Of course, the problem is Salander is not given the peace and quiet she craves. The beautiful, petite Faria Kazi, incarcerated for killing her brother after he killed her boyfriend in an Islamic fueled blood feud, is the favorite target of a woman who calls herself Benito. ”She was originally called Beatrice, and later took the name of a certain Italian fascist. These days she had a swastika tattooed on her throat, a crew cut and an unhealthy, pallid complexion.”

Obviously, her parents did not pay enough attention to her as a child.

Salander has zero tolerance for abuse. She sustained enough of it while she was growing up. She has made herself into a deadly weapon, and as tough as Benito is, I’m putting my money on Lisbeth every day of the week and twice on Sunday. Now what is interesting, in the fight scene it shows the difference between the two authors. Stieg Larsson would have given us detailed descriptions of the fight scene, where with David Lagercrantz, the fight begins and then a shutter comes down on the action and then shutter lifts to show someone on the ground gasping for breath. Maybe Lisbeth just moves too fast for Lagercrantz. Not a big complaint, but just a noticeable difference in styles of writing.

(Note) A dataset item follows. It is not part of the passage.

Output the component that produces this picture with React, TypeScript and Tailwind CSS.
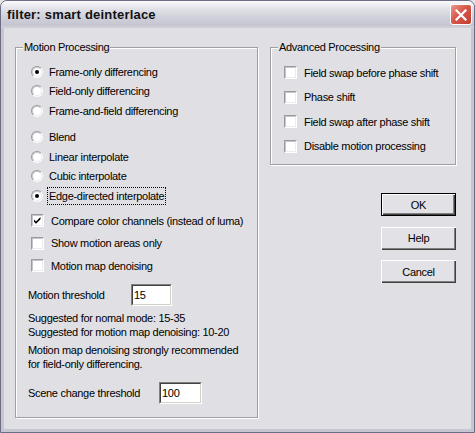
import type { ReactNode } from "react";

function Radio({ checked, label, focus }: { checked?: boolean; label: string; focus?: boolean }) {
  return (
    <div className="flex h-[19.5px] items-center pl-[3px]">
      <span className="flex h-[12px] w-[12px] flex-none rounded-full border border-t-[#9a9aa0] border-l-[#9a9aa0] border-r-white border-b-white">
        <span className="flex h-full w-full items-center justify-center rounded-full border border-t-[#c4c4ca] border-l-[#c4c4ca] border-r-[#ecebef] border-b-[#ecebef] bg-white">
          {checked && <span className="h-[4px] w-[4px] rounded-full bg-black" />}
        </span>
      </span>
      <span
        className={`ml-[5px] px-[1px] leading-[16px] ${focus ? "outline outline-1 outline-dotted outline-black" : ""}`}
      >
        {label}
      </span>
    </div>
  );
}

function Check({ checked, label, rowClass }: { checked?: boolean; label: string; rowClass: string }) {
  return (
    <div className={`flex items-center ${rowClass}`}>
      <span className="h-[13px] w-[13px] flex-none border border-t-[#9a9aa0] border-l-[#9a9aa0] border-r-white border-b-white">
        <span className="block h-full w-full border border-t-[#c4c4ca] border-l-[#c4c4ca] border-r-[#ecebef] border-b-[#ecebef] bg-white">
          {checked && (
            <svg width="9" height="9" viewBox="0 0 9 9" className="block">
              <path d="M1 3.5 L3 5.5 L7.5 1 L7.5 3.2 L3 7.7 L1 5.7 Z" fill="#000" />
            </svg>
          )}
        </span>
      </span>
      <span className="ml-[6px] px-[1px]">{label}</span>
    </div>
  );
}

function Group({ label, className, children }: { label: string; className: string; children: ReactNode }) {
  return (
    <div
      className={`relative flex-none border border-[#a0a0a4] shadow-[inset_1px_1px_0_#fff,1px_1px_0_#fff] ${className}`}
    >
      <span className="absolute left-[7px] top-[-7px] bg-[#e0dfe3] px-[1px] leading-[13px]">{label}</span>
      {children}
    </div>
  );
}

function Field({ value, width }: { value: string; width: string }) {
  return (
    <div
      className={`h-[22px] ${width} border border-t-[#808080] border-l-[#808080] border-r-white border-b-white`}
    >
      <div className="h-full w-full border border-t-[#404040] border-l-[#404040] border-r-[#d4d0c8] border-b-[#d4d0c8] bg-white px-[1px] leading-[18px]">
        {value}
      </div>
    </div>
  );
}

function Button({ label, primary }: { label: string; primary?: boolean }) {
  return (
    <button
      className={`h-[23px] w-[75px] bg-[#e2e1e5] text-center leading-[20px] shadow-[inset_1px_1px_0_#fff,inset_-1px_-1px_0_#404040,inset_-2px_-2px_0_#808080] ${primary ? "border border-black" : ""}`}
    >
      {label}
    </button>
  );
}

export default function App() {
  return (
    <div className="h-[433px] w-[475px] bg-[#e6e6ea] font-['Liberation_Sans',Arial,sans-serif] text-[11px] tracking-[-0.3px] text-black">
      <div className="flex h-full flex-col rounded-t-[7px] border border-[#6c6c84] bg-[#c6c6d2]">
        {/* title bar */}
        <div className="flex h-[27px] flex-none items-center justify-between rounded-t-[6px] bg-[linear-gradient(to_bottom,#fbfbfd_0%,#e4e4eb_25%,#d0d0da_60%,#c6c6d2_90%,#d2d2dc_100%)] pl-[6px] pr-[2px]">
          <span className="text-[13px] font-bold tracking-[0.2px] text-[#111]">filter: smart deinterlace</span>
          <span className="flex h-[21px] w-[22px] items-center justify-center rounded-[3px] border border-white bg-[linear-gradient(135deg,#eb9a8c_0%,#d6584a_45%,#c23f33_100%)]">
            <svg width="12" height="12" viewBox="0 0 12 12">
              <path d="M1.5 1.5 L10.5 10.5 M10.5 1.5 L1.5 10.5" stroke="#fff" strokeWidth="2.2" strokeLinecap="square" />
            </svg>
          </span>
        </div>

        {/* client area */}
        <div className="mx-[3px] mb-[3px] flex flex-1 bg-[#e0dfe3] pl-[11px] pt-[19px]">
          <Group label="Motion Processing" className="h-[371px] w-[243px] pl-[12px] pt-[14px]">
            <Radio checked label="Frame-only differencing" />
            <Radio label="Field-only differencing" />
            <Radio label="Frame-and-field differencing" />
            <div className="mt-[7px]">
              <Radio label="Blend" />
              <Radio label="Linear interpolate" />
              <Radio label="Cubic interpolate" />
              <Radio checked focus label="Edge-directed interpolate" />
            </div>
            <div className="mt-[4px] pl-[3px]">
              <Check checked rowClass="h-[22.5px]" label="Compare color channels (instead of luma)" />
              <Check rowClass="h-[22.5px]" label="Show motion areas only" />
              <Check rowClass="h-[22.5px]" label="Motion map denoising" />
            </div>
            <div className="mt-[7px] flex items-center">
              <span className="w-[103px]">Motion threshold</span>
              <Field value="15" width="w-[41px]" />
            </div>
            <div className="mt-[5px] leading-[14px]">
              <div>Suggested for nomal mode: 15-35</div>
              <div>Suggested for motion map denoising: 10-20</div>
              <div className="mt-[4px]">Motion map denoising strongly recommended</div>
              <div>for field-only differencing.</div>
            </div>
            <div className="mt-[11px] flex items-center">
              <span className="w-[131px]">Scene change threshold</span>
              <Field value="100" width="w-[43px]" />
            </div>
          </Group>

          <div className="ml-[12px] flex w-[186px] flex-col">
            <Group label="Advanced Processing" className="h-[118px] pl-[13px] pt-[12.5px]">
              <Check rowClass="h-[24.5px]" label="Field swap before phase shift" />
              <Check rowClass="h-[24.5px]" label="Phase shift" />
              <Check rowClass="h-[24.5px]" label="Field swap after phase shift" />
              <Check rowClass="h-[24.5px]" label="Disable motion processing" />
            </Group>
            <div className="mt-[28px] flex flex-col items-end gap-[10.5px]">
              <Button primary label="OK" />
              <Button label="Help" />
              <Button label="Cancel" />
            </div>
          </div>
        </div>
      </div>
    </div>
  );
}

Mikael Blomkivst, Mr. Expose from the magazine Millenneum, who has helped Salander as best he can since the beginning of this series, is back once again. He goes to see Salander once a week, which is rarely satisfying because Lisbeth isn’t much for chit chat. She does give him a lead that she wants him to follow up on regarding the Registry, which has been an organization she has been trying to bring down ever since she found out her and her twin sister were forced into that program. This organization like to study identical twins growing up in vastly different environments.

They were demented people on an insidious mission, hidden beneath the guise of scientific research.

Lisbeth does remember one person specifically attached to the program.

”’There was a woman who used to stop by to see you, wasn’t there? It’s coming back to me now. She had some kind of birthmark.’

‘It looked like a burn on her throat.’

‘As if a dragon had breathed fire on her.’”


Lagercrantz also reveals more about the origin of Lisbeth Salander’s sexy dragon tattoo. There is some great backstory on our post-truth society and using ”lies as weapons,” as well. I’ve been increasingly concerned about the lack of interest in truth if it doesn’t jive with people’s own beliefs, so those passages resonate with me. Furthermore, Blomkvist is investigating the effects of a recent hacking of the stock market that caused panic.

”’Doubt on a small scale is what makes the stock market possible,’ Mannheimer replied. ‘Every day, millions of people out there doubt and hope and analyze. That’s what sets share prices. What I’m talking about is deep, existential doubt---lack of faith in growth and future returns. Nothing is more dangerous for a highly valued market. That level of fear can cause a crash and plunge the world into a depression. We could even start to question the whole idea, the imaginary construct. This will sound like a provocation to some of you, and I apologize for that. But the financial market is not something that exists like you or I, Karin, or this bottle of water on the table. The moment we stop believing in it, it ceases to exist.’”

I love it when a writer expresses something I believe... in such a simple well defined way. I do, I confess, have some of my portfolio in the stock market, but it is a relatively small amount of my retirement. I’ve plunged most of my money into things more tangible like real estate. I can see it. I don’t have to imagine it. I feel the stock market is all just a rigged game for rich people to become richer, while the middle class dreamers who invest in the market thinking they will be rich, often see their life savings evaporate into thin air, like it never existed.

Blomkvist and Salander join forces once again to try and bring down the forces of the Registry. Sometimes it feels like one step forward and two steps back, but they continue to circle closer to the black heart that guides the rest. David Lagercrantz is not Stieg Larsson. (I’m so glad he isn’t trying to wear a dead man's clothes.) Some may miss Larsson’s unique writing style. Lagercrantz may be different, but he is keeping Larsson’s characters alive and writing thrilling stories that I continue to enjoy.